* START *

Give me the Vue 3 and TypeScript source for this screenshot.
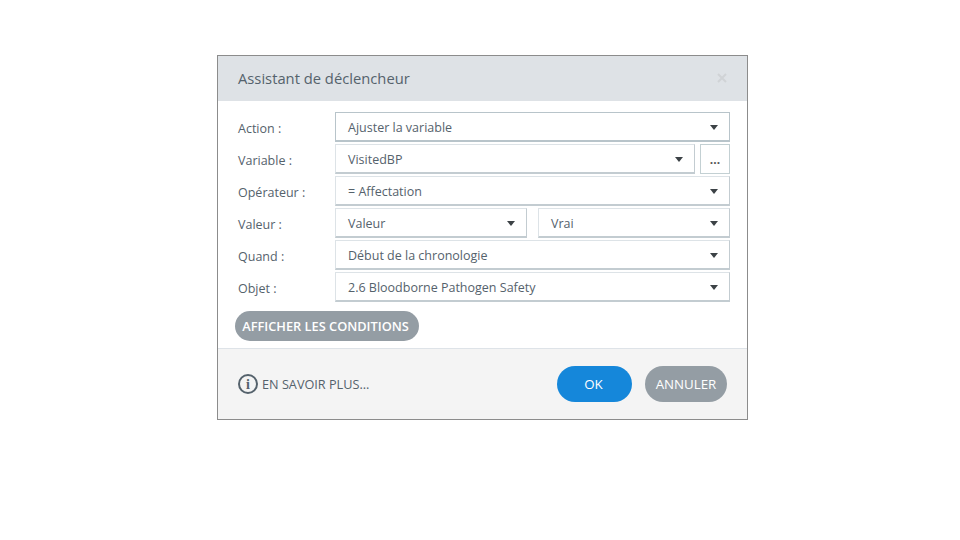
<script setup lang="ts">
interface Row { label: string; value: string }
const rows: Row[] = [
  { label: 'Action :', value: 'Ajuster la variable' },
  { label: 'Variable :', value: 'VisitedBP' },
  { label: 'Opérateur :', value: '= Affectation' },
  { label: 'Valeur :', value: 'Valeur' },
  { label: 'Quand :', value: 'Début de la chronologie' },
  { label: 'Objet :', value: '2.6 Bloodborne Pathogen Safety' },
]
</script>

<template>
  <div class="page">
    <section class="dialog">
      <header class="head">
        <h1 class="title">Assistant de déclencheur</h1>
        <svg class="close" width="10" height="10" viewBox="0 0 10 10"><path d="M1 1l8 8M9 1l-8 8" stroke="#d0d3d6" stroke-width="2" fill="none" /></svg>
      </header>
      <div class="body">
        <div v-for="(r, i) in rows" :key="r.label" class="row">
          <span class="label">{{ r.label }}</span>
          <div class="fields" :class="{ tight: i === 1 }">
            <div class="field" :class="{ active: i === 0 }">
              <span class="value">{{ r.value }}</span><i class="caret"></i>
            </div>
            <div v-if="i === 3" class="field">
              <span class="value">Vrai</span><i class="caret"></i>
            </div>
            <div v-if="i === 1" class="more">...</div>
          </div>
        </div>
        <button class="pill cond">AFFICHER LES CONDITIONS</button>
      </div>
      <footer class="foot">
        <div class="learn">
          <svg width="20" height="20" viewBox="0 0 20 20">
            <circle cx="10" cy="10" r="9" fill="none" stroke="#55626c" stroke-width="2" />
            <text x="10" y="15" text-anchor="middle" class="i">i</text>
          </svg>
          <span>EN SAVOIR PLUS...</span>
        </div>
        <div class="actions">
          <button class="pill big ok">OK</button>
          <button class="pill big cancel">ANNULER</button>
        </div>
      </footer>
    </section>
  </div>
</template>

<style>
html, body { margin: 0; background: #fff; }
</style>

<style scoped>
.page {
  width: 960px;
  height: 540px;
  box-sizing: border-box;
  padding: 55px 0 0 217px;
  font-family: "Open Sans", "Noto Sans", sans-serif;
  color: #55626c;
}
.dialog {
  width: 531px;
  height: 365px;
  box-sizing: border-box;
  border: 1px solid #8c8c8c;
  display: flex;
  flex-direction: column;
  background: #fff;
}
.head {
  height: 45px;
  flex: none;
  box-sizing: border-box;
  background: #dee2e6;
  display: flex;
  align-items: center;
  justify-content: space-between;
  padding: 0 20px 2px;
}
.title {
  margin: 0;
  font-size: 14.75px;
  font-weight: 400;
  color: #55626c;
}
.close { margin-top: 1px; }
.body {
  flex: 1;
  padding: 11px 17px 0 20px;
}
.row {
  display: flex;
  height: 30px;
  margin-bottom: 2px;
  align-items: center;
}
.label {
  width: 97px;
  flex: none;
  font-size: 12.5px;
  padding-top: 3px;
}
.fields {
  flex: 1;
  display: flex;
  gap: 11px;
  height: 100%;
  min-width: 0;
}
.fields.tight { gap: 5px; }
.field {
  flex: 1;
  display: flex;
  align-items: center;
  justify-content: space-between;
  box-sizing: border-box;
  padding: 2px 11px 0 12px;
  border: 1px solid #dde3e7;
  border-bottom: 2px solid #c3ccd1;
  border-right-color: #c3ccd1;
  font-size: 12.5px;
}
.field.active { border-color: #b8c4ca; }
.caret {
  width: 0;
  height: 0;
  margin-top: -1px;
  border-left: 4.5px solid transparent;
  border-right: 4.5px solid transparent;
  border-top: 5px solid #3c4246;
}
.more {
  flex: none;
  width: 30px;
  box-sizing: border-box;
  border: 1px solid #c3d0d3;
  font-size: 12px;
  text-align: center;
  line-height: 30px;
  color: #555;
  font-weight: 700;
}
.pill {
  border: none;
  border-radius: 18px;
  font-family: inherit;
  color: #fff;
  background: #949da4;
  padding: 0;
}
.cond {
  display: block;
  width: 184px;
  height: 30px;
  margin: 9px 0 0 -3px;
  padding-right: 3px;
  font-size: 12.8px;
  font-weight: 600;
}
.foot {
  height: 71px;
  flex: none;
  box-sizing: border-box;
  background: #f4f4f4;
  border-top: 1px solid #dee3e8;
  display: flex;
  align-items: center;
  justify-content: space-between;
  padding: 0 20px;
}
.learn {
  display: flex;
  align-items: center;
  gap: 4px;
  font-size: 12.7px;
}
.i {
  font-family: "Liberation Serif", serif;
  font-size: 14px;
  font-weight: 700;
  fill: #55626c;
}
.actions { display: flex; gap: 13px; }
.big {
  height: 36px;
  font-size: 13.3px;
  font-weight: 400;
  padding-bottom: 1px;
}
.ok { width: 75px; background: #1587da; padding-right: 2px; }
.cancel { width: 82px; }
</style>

* END *

> _What you are asked to do_: Copy each line exactly, and leave the pictures out of your copy.

> _Task result_:
Give me the Vue 3 and TypeScript source for this screenshot.
<script setup lang="ts">
interface Row { label: string; value: string }
const rows: Row[] = [
  { label: 'Action :', value: 'Ajuster la variable' },
  { label: 'Variable :', value: 'VisitedBP' },
  { label: 'Opérateur :', value: '= Affectation' },
  { label: 'Valeur :', value: 'Valeur' },
  { label: 'Quand :', value: 'Début de la chronologie' },
  { label: 'Objet :', value: '2.6 Bloodborne Pathogen Safety' },
]
</script>

<template>
  <div class="page">
    <section class="dialog">
      <header class="head">
        <h1 class="title">Assistant de déclencheur</h1>
        <svg class="close" width="10" height="10" viewBox="0 0 10 10"><path d="M1 1l8 8M9 1l-8 8" stroke="#d0d3d6" stroke-width="2" fill="none" /></svg>
      </header>
      <div class="body">
        <div v-for="(r, i) in rows" :key="r.label" class="row">
          <span class="label">{{ r.label }}</span>
          <div class="fields" :class="{ tight: i === 1 }">
            <div class="field" :class="{ active: i === 0 }">
              <span class="value">{{ r.value }}</span><i class="caret"></i>
            </div>
            <div v-if="i === 3" class="field">
              <span class="value">Vrai</span><i class="caret"></i>
            </div>
            <div v-if="i === 1" class="more">...</div>
          </div>
        </div>
        <button class="pill cond">AFFICHER LES CONDITIONS</button>
      </div>
      <footer class="foot">
        <div class="learn">
          <svg width="20" height="20" viewBox="0 0 20 20">
            <circle cx="10" cy="10" r="9" fill="none" stroke="#55626c" stroke-width="2" />
            <text x="10" y="15" text-anchor="middle" class="i">i</text>
          </svg>
          <span>EN SAVOIR PLUS...</span>
        </div>
        <div class="actions">
          <button class="pill big ok">OK</button>
          <button class="pill big cancel">ANNULER</button>
        </div>
      </footer>
    </section>
  </div>
</template>

<style>
html, body { margin: 0; background: #fff; }
</style>

<style scoped>
.page {
  width: 960px;
  height: 540px;
  box-sizing: border-box;
  padding: 55px 0 0 217px;
  font-family: "Open Sans", "Noto Sans", sans-serif;
  color: #55626c;
}
.dialog {
  width: 531px;
  height: 365px;
  box-sizing: border-box;
  border: 1px solid #8c8c8c;
  display: flex;
  flex-direction: column;
  background: #fff;
}
.head {
  height: 45px;
  flex: none;
  box-sizing: border-box;
  background: #dee2e6;
  display: flex;
  align-items: center;
  justify-content: space-between;
  padding: 0 20px 2px;
}
.title {
  margin: 0;
  font-size: 14.75px;
  font-weight: 400;
  color: #55626c;
}
.close { margin-top: 1px; }
.body {
  flex: 1;
  padding: 11px 17px 0 20px;
}
.row {
  display: flex;
  height: 30px;
  margin-bottom: 2px;
  align-items: center;
}
.label {
  width: 97px;
  flex: none;
  font-size: 12.5px;
  padding-top: 3px;
}
.fields {
  flex: 1;
  display: flex;
  gap: 11px;
  height: 100%;
  min-width: 0;
}
.fields.tight { gap: 5px; }
.field {
  flex: 1;
  display: flex;
  align-items: center;
  justify-content: space-between;
  box-sizing: border-box;
  padding: 2px 11px 0 12px;
  border: 1px solid #dde3e7;
  border-bottom: 2px solid #c3ccd1;
  border-right-color: #c3ccd1;
  font-size: 12.5px;
}
.field.active { border-color: #b8c4ca; }
.caret {
  width: 0;
  height: 0;
  margin-top: -1px;
  border-left: 4.5px solid transparent;
  border-right: 4.5px solid transparent;
  border-top: 5px solid #3c4246;
}
.more {
  flex: none;
  width: 30px;
  box-sizing: border-box;
  border: 1px solid #c3d0d3;
  font-size: 12px;
  text-align: center;
  line-height: 30px;
  color: #555;
  font-weight: 700;
}
.pill {
  border: none;
  border-radius: 18px;
  font-family: inherit;
  color: #fff;
  background: #949da4;
  padding: 0;
}
.cond {
  display: block;
  width: 184px;
  height: 30px;
  margin: 9px 0 0 -3px;
  padding-right: 3px;
  font-size: 12.8px;
  font-weight: 600;
}
.foot {
  height: 71px;
  flex: none;
  box-sizing: border-box;
  background: #f4f4f4;
  border-top: 1px solid #dee3e8;
  display: flex;
  align-items: center;
  justify-content: space-between;
  padding: 0 20px;
}
.learn {
  display: flex;
  align-items: center;
  gap: 4px;
  font-size: 12.7px;
}
.i {
  font-family: "Liberation Serif", serif;
  font-size: 14px;
  font-weight: 700;
  fill: #55626c;
}
.actions { display: flex; gap: 13px; }
.big {
  height: 36px;
  font-size: 13.3px;
  font-weight: 400;
  padding-bottom: 1px;
}
.ok { width: 75px; background: #1587da; padding-right: 2px; }
.cancel { width: 82px; }
</style>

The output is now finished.